Raising the proof plaintiffs must meet for Section 2 claims, the April ruling lets states put new district lines into effect on compressed timelines that threaten Black voters’ ability to elect their preferred candidates.

Overview

  • The Court’s April 29 decision in Louisiana v. Callais raised the evidentiary bar under Section 2 of the Voting Rights Act and narrowed the legal test challengers must satisfy to prove vote dilution.
  • The majority held that plaintiffs’ remedial maps must align with a state’s partisan objectives, a requirement that allows partisan aims to serve as a defense against claims of racial vote dilution.
  • The Supreme Court used emergency, unsigned orders to block a lower-court remedy in a long-running Alabama case that had found intentional discrimination after an 11-day trial with 51 witnesses and about 800 exhibits.

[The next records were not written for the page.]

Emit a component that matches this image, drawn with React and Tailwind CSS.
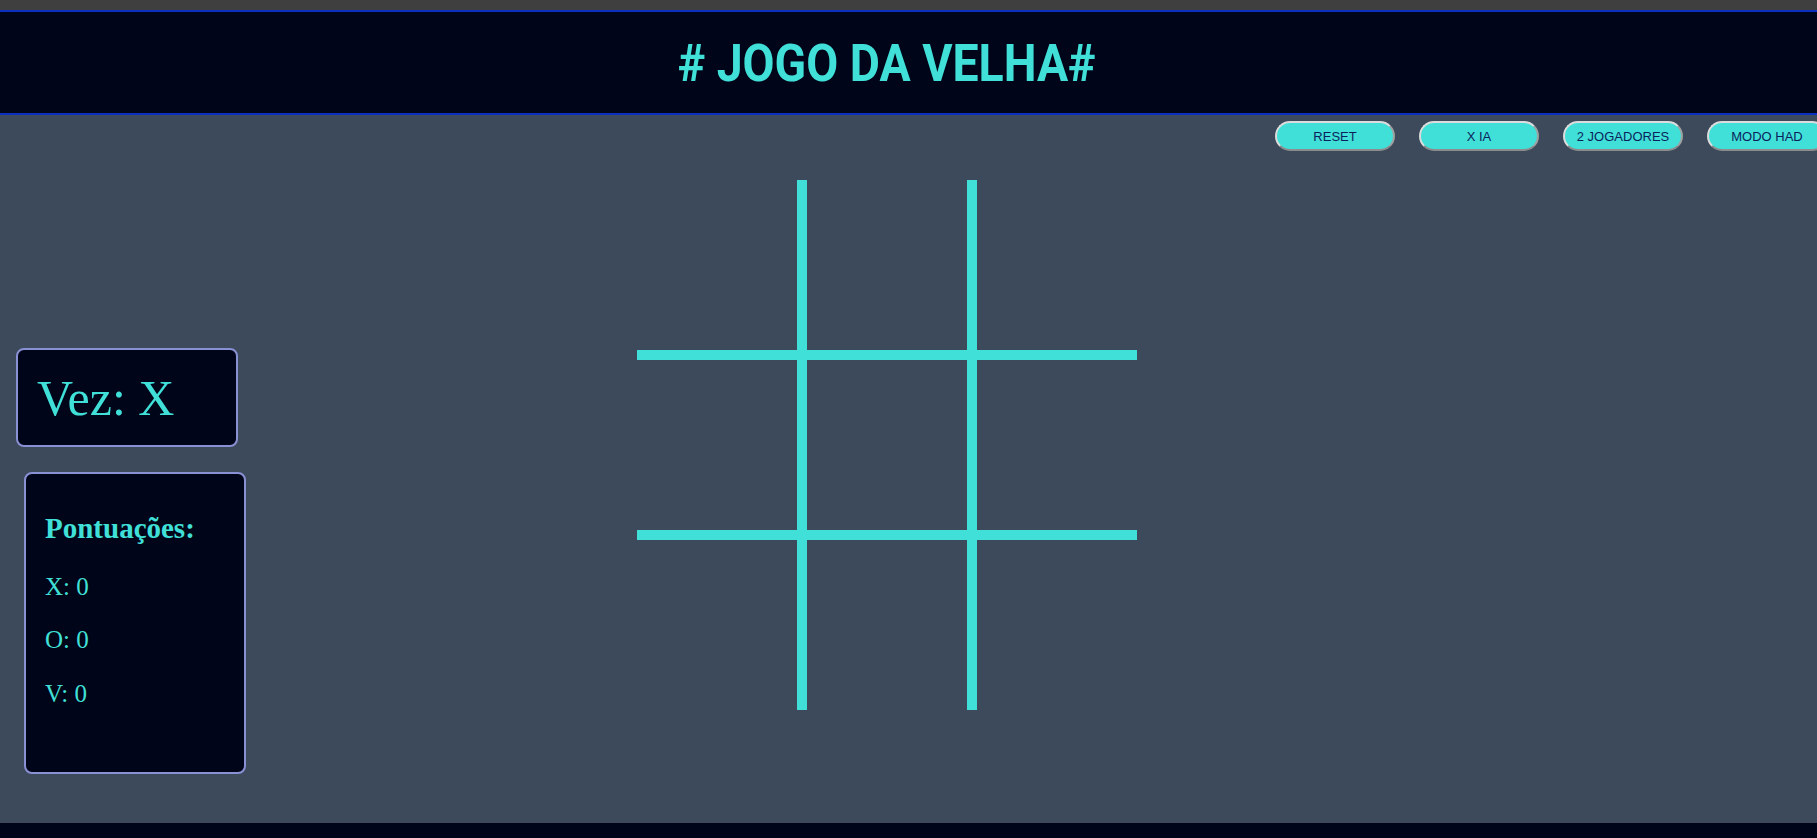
import React, { useState } from "react";

const buttons = ["RESET", "X IA", "2 JOGADORES", "MODO HAD"];

const App = () => {
  const [board] = useState(Array(9).fill(""));
  const [turn] = useState("X");
  const [scores] = useState({ x: 0, o: 0, v: 0 });

  return (
    <div className="min-h-screen w-full overflow-hidden bg-[#3d4a5c] font-['Liberation_Serif',serif]">
      <div className="h-[10px] bg-[#3f3f3f]" />

      <header className="h-[105px] bg-[#000519] border-y-2 border-[#0b2fbf] flex items-center justify-center pr-[43px]">
        <h1 className="text-[51px] leading-none font-bold text-[#40e0d8] font-['Roboto',sans-serif] scale-x-[0.91] pt-[2px]">
          # JOGO DA VELHA#
        </h1>
      </header>

      <div className="flex justify-end gap-[24px] mr-[-10px] mt-[6px] font-['Liberation_Sans',sans-serif]">
        {buttons.map((label) => (
          <button
            key={label}
            className="w-[120px] h-[30px] shrink-0 rounded-full bg-[#40e0d8] text-[13px] text-[#0b1f5c] border-2 border-[#dcdcdc] border-b-[#8c8c8c] border-r-[#a0a0a0] pt-[1px]"
          >
            {label}
          </button>
        ))}
      </div>

      <main className="flex h-[672px]">
        <div className="w-[246px] shrink-0 pt-[197px] flex flex-col">
          <div className="ml-[16px] w-[222px] h-[99px] bg-[#000519] border-2 border-[#8a90d4] rounded-[8px] flex items-center pl-[19px]">
            <span className="text-[50px] leading-none text-[#40e0d8]">Vez: {turn}</span>
          </div>

          <div className="ml-[24px] mt-[25px] w-[222px] h-[302px] bg-[#000519] border-2 border-[#8a90d4] rounded-[8px] pl-[19px] pt-[40px] text-[#40e0d8]">
            <h2 className="text-[29px] font-bold leading-none">Pontuações:</h2>
            <p className="text-[25px] leading-none mt-[31px]">X: {scores.x}</p>
            <p className="text-[25px] leading-none mt-[28px]">O: {scores.o}</p>
            <p className="text-[25px] leading-none mt-[29px]">V: {scores.v}</p>
          </div>
        </div>

        <div className="ml-[391px] mt-[29px] grid grid-cols-[160px_160px_160px] grid-rows-[170px_170px_170px] gap-[10px] bg-[#40e0d8] h-[530px] w-[500px]">
          {board.map((cell, i) => (
            <div key={i} className="bg-[#3d4a5c]">
              {cell}
            </div>
          ))}
        </div>
      </main>

      <footer className="h-[15px] bg-[#000519]" />
    </div>
  );
};

export default App;
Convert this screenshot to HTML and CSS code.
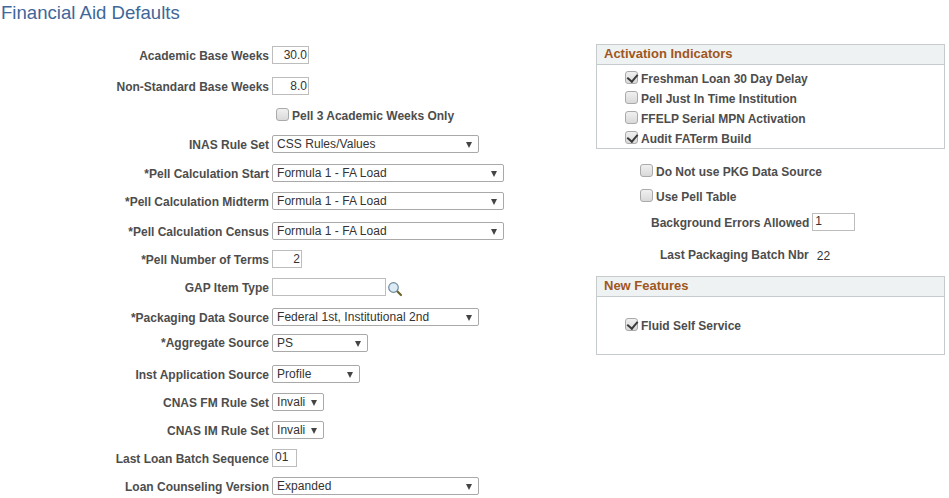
FILE: index.html
```html
<!DOCTYPE html>
<html>

<head>
  <title>Financial Aid Defaults</title>
  <meta charset="utf-8">
  <link rel="stylesheet" href="styles.css">
</head>

<body>
  <h1 class="title">Financial Aid Defaults</h1>
  <div class="page">
    <div class="left">
      <div class="row h31"><label class="lbl">Academic Base Weeks</label><span class="box num w37">30.0</span></div>
      <div class="row h30"><label class="lbl">Non-Standard Base Weeks</label><span class="box num w37">8.0</span></div>
      <div class="row h28"><span class="lbl"></span><span class="check"><i class="cb"></i>Pell 3 Academic Weeks Only</span></div>
      <div class="row h29"><label class="lbl">INAS Rule Set</label><span class="sel w207">CSS Rules/Values<b class="arrow"></b></span></div>
      <div class="row h28"><label class="lbl">*Pell Calculation Start</label><span class="sel w232">Formula 1 - FA Load<b class="arrow"></b></span></div>
      <div class="row h30"><label class="lbl">*Pell Calculation Midterm</label><span class="sel w232">Formula 1 - FA Load<b class="arrow"></b></span></div>
      <div class="row h28"><label class="lbl">*Pell Calculation Census</label><span class="sel w232">Formula 1 - FA Load<b class="arrow"></b></span></div>
      <div class="row h28"><label class="lbl">*Pell Number of Terms</label><span class="box num w30">2</span></div>
      <div class="row h30"><label class="lbl">GAP Item Type</label><span class="box w114"></span>
        <svg class="lookup" width="16" height="16" viewBox="0 0 16 16">
          <line x1="9.5" y1="9.5" x2="14" y2="14" stroke="#6b6428" stroke-width="2.2" stroke-linecap="round" />
          <circle cx="6.5" cy="6.5" r="4.8" fill="#dcebf5" stroke="#6f8a9e" stroke-width="1.2" />
        </svg>
      </div>
      <div class="row h26"><label class="lbl">*Packaging Data Source</label><span class="sel w207">Federal 1st, Institutional 2nd<b class="arrow"></b></span></div>
      <div class="row h31"><label class="lbl top0">*Aggregate Source</label><span class="sel w96">PS<b class="arrow"></b></span></div>
      <div class="row h28"><label class="lbl">Inst Application Source</label><span class="sel w88">Profile<b class="arrow"></b></span></div>
      <div class="row h28"><label class="lbl">CNAS FM Rule Set</label><span class="sel w52">Invali<b class="arrow"></b></span></div>
      <div class="row h28"><label class="lbl">CNAS IM Rule Set</label><span class="sel w52">Invali<b class="arrow"></b></span></div>
      <div class="row h28"><label class="lbl">Last Loan Batch Sequence</label><span class="box w25">01</span></div>
      <div class="row h28"><label class="lbl">Loan Counseling Version</label><span class="sel w207">Expanded<b class="arrow"></b></span></div>
    </div>

    <div class="right">
      <div class="group">
        <div class="group-head">Activation Indicators</div>
        <div class="group-body">
          <div class="check"><i class="cb on"></i>Freshman Loan 30 Day Delay</div>
          <div class="check"><i class="cb"></i>Pell Just In Time Institution</div>
          <div class="check"><i class="cb"></i>FFELP Serial MPN Activation</div>
          <div class="check"><i class="cb on"></i>Audit FATerm Build</div>
        </div>
      </div>
      <div class="extras">
        <div class="check first"><i class="cb"></i>Do Not use PKG Data Source</div>
        <div class="check"><i class="cb"></i>Use Pell Table</div>
        <div class="errors"><label class="lbl-plain">Background Errors Allowed</label><span class="box w43">1</span></div>
        <div class="batch"><label class="lbl-plain">Last Packaging Batch Nbr</label><span class="value">22</span></div>
      </div>
      <div class="group">
        <div class="group-head">New Features</div>
        <div class="group-body tall">
          <div class="check"><i class="cb on"></i>Fluid Self Service</div>
        </div>
      </div>
    </div>
  </div>
</body>

</html>
```

FILE: styles.css
```css
* {
  padding: 0;
  margin: 0;
  box-sizing: border-box;
}

body {
  width: 949px;
  height: 498px;
  overflow: hidden;
  background: #fff;
  font-family: "Liberation Sans", Arial, sans-serif;
  font-size: 12px;
  color: #333;
}

.title {
  height: 46px;
  padding: 2px 0 0 1px;
  font-size: 18.6px;
  line-height: 22px;
  font-weight: normal;
  color: #40679a;
}

.page {
  display: flex;
}

.left {
  width: 596px;
}

.right {
  width: 349px;
  margin-top: -2px;
}

.row {
  display: flex;
  align-items: flex-start;
}

.h26 { height: 26px; }
.h28 { height: 28px; }
.h29 { height: 29px; }
.h30 { height: 30px; }
.h31 { height: 31px; }

.lbl {
  width: 269px;
  margin-right: 3px;
  padding-top: 1px;
  text-align: right;
  font-weight: bold;
  line-height: 18px;
  color: #4d4d4d;
  flex-shrink: 0;
}

.lbl.top0 {
  padding-top: 0;
}

.box,
.sel {
  display: block;
  height: 18px;
  border: 1px solid #bdbdbd;
  background: #fff;
  line-height: 16px;
  color: #333;
  flex-shrink: 0;
}

.box {
  padding-left: 2px;
  line-height: 14px;
}

.num {
  text-align: right;
  padding: 0 1px 0 0;
  line-height: 16px;
}

.sel {
  position: relative;
  padding-left: 4px;
  border-color: #a9a9a9;
  border-radius: 2px;
  letter-spacing: 0.05px;
}

.arrow {
  position: absolute;
  right: 6px;
  top: 6px;
  width: 0;
  height: 0;
  border-left: 3.5px solid transparent;
  border-right: 3.5px solid transparent;
  border-top: 6px solid #444;
}

.w25 { width: 25px; }
.w30 { width: 30px; }
.w37 { width: 37px; }
.w43 { width: 43px; }
.w52 { width: 52px; }
.w88 { width: 88px; }
.w96 { width: 96px; }
.w114 { width: 114px; }
.w207 { width: 207px; }
.w232 { width: 232px; }

.lookup {
  margin: 3px 0 0 1px;
}

.check {
  display: flex;
  align-items: center;
  height: 20px;
  font-weight: bold;
  color: #4d4d4d;
}

.cb {
  position: relative;
  display: block;
  width: 13px;
  height: 13px;
  margin: -3px 3px 0 0;
  border: 1px solid #aaa;
  border-radius: 3px;
  background: linear-gradient(#f0f0f0, #d9d9d9);
}

.cb.on::after {
  content: "";
  position: absolute;
  left: 3px;
  top: 0;
  width: 5px;
  height: 8px;
  border: solid #3a3a3a;
  border-width: 0 2.5px 2.5px 0;
  transform: rotate(40deg);
}

.row .check {
  height: 18px;
  margin-left: 4px;
}

.group {
  border: 1px solid #c6cbce;
}

.group-head {
  height: 20px;
  padding-left: 7px;
  background: #eef2f3;
  border-bottom: 1px solid #c6cbce;
  font-weight: bold;
  font-size: 13px;
  line-height: 17px;
  color: #a0561c;
}

.group-body {
  height: 83px;
  padding: 4px 0 0 28px;
}

.group-body .check {
  height: 20px;
}

.group-body.tall {
  height: 57px;
  padding-top: 19px;
}

.extras {
  height: 127px;
  padding-top: 11px;
}

.extras .check {
  height: 25px;
  padding-left: 44px;
}

.extras .check.first {
  height: 24px;
}

.errors,
.batch {
  display: flex;
  align-items: flex-start;
}

.errors {
  margin-top: 4px;
  padding-left: 55px;
}

.batch {
  margin-top: 13px;
  padding-left: 64px;
}

.lbl-plain {
  margin-right: 3px;
  padding-top: 1px;
  font-weight: bold;
  line-height: 18px;
  color: #4d4d4d;
}

.value {
  margin: 1px 0 0 5px;
  line-height: 20px;
}
```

  • Those orders produced immediate administrative effects in Alabama, which cancelled a May primary, voided early votes, set a new primary for August 11, and set early voting to begin June 17, and Tennessee enacted lines that eliminated its only Black majority district.
  • Voting-rights groups, state officials, and some lawmakers are mobilizing legal, legislative, and grassroots responses because analysts warn the rulings could prompt mid-decade redistricting that reduces majority-minority districts and alters House races in 2026.